§ **Given information**

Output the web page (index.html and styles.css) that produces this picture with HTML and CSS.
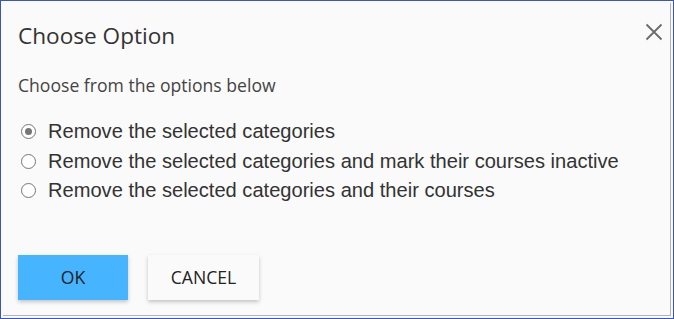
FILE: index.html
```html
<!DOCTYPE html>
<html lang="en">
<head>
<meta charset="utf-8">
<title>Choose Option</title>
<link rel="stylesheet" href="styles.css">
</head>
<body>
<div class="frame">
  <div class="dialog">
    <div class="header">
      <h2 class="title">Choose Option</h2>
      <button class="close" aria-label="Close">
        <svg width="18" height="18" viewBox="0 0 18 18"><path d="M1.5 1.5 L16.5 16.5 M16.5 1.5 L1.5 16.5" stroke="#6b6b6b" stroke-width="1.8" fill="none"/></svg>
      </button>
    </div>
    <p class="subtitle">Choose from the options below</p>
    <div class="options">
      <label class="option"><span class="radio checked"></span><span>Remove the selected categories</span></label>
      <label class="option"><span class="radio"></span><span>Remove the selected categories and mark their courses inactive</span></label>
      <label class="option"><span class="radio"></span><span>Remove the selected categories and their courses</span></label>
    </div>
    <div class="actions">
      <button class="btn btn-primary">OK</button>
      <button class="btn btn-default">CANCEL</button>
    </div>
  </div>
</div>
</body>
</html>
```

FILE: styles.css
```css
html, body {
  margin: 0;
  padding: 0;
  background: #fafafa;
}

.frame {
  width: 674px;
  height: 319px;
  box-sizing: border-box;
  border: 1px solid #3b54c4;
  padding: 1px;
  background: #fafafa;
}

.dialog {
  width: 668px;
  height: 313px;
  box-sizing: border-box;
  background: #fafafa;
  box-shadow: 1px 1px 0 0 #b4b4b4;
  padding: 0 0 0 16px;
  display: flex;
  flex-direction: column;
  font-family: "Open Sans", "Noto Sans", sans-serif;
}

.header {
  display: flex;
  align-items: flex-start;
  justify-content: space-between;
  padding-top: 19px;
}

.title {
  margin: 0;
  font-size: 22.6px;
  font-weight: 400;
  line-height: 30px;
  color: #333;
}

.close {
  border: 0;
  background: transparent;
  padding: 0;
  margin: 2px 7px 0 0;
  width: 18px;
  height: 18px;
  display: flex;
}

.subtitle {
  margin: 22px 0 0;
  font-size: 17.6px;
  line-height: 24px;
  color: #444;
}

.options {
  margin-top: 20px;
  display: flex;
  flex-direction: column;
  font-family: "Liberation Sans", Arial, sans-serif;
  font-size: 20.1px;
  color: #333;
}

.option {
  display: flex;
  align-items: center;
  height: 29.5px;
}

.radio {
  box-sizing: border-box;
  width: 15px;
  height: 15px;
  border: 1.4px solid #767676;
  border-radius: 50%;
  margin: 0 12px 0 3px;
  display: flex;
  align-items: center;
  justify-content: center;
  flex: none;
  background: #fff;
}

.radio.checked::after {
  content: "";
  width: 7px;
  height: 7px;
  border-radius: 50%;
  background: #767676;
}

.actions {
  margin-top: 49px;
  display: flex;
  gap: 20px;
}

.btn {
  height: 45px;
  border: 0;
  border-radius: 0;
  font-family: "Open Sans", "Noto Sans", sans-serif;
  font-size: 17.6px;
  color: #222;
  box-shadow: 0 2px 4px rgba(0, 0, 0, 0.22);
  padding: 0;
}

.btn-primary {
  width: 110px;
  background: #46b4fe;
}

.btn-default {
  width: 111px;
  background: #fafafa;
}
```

§ **Required task**
Output the data exactly. Pictures don't belong in the result.

§ **Answer to this exercise**
Output the web page (index.html and styles.css) that produces this picture with HTML and CSS.
FILE: index.html
```html
<!DOCTYPE html>
<html lang="en">
<head>
<meta charset="utf-8">
<title>Choose Option</title>
<link rel="stylesheet" href="styles.css">
</head>
<body>
<div class="frame">
  <div class="dialog">
    <div class="header">
      <h2 class="title">Choose Option</h2>
      <button class="close" aria-label="Close">
        <svg width="18" height="18" viewBox="0 0 18 18"><path d="M1.5 1.5 L16.5 16.5 M16.5 1.5 L1.5 16.5" stroke="#6b6b6b" stroke-width="1.8" fill="none"/></svg>
      </button>
    </div>
    <p class="subtitle">Choose from the options below</p>
    <div class="options">
      <label class="option"><span class="radio checked"></span><span>Remove the selected categories</span></label>
      <label class="option"><span class="radio"></span><span>Remove the selected categories and mark their courses inactive</span></label>
      <label class="option"><span class="radio"></span><span>Remove the selected categories and their courses</span></label>
    </div>
    <div class="actions">
      <button class="btn btn-primary">OK</button>
      <button class="btn btn-default">CANCEL</button>
    </div>
  </div>
</div>
</body>
</html>
```

FILE: styles.css
```css
html, body {
  margin: 0;
  padding: 0;
  background: #fafafa;
}

.frame {
  width: 674px;
  height: 319px;
  box-sizing: border-box;
  border: 1px solid #3b54c4;
  padding: 1px;
  background: #fafafa;
}

.dialog {
  width: 668px;
  height: 313px;
  box-sizing: border-box;
  background: #fafafa;
  box-shadow: 1px 1px 0 0 #b4b4b4;
  padding: 0 0 0 16px;
  display: flex;
  flex-direction: column;
  font-family: "Open Sans", "Noto Sans", sans-serif;
}

.header {
  display: flex;
  align-items: flex-start;
  justify-content: space-between;
  padding-top: 19px;
}

.title {
  margin: 0;
  font-size: 22.6px;
  font-weight: 400;
  line-height: 30px;
  color: #333;
}

.close {
  border: 0;
  background: transparent;
  padding: 0;
  margin: 2px 7px 0 0;
  width: 18px;
  height: 18px;
  display: flex;
}

.subtitle {
  margin: 22px 0 0;
  font-size: 17.6px;
  line-height: 24px;
  color: #444;
}

.options {
  margin-top: 20px;
  display: flex;
  flex-direction: column;
  font-family: "Liberation Sans", Arial, sans-serif;
  font-size: 20.1px;
  color: #333;
}

.option {
  display: flex;
  align-items: center;
  height: 29.5px;
}

.radio {
  box-sizing: border-box;
  width: 15px;
  height: 15px;
  border: 1.4px solid #767676;
  border-radius: 50%;
  margin: 0 12px 0 3px;
  display: flex;
  align-items: center;
  justify-content: center;
  flex: none;
  background: #fff;
}

.radio.checked::after {
  content: "";
  width: 7px;
  height: 7px;
  border-radius: 50%;
  background: #767676;
}

.actions {
  margin-top: 49px;
  display: flex;
  gap: 20px;
}

.btn {
  height: 45px;
  border: 0;
  border-radius: 0;
  font-family: "Open Sans", "Noto Sans", sans-serif;
  font-size: 17.6px;
  color: #222;
  box-shadow: 0 2px 4px rgba(0, 0, 0, 0.22);
  padding: 0;
}

.btn-primary {
  width: 110px;
  background: #46b4fe;
}

.btn-default {
  width: 111px;
  background: #fafafa;
}
```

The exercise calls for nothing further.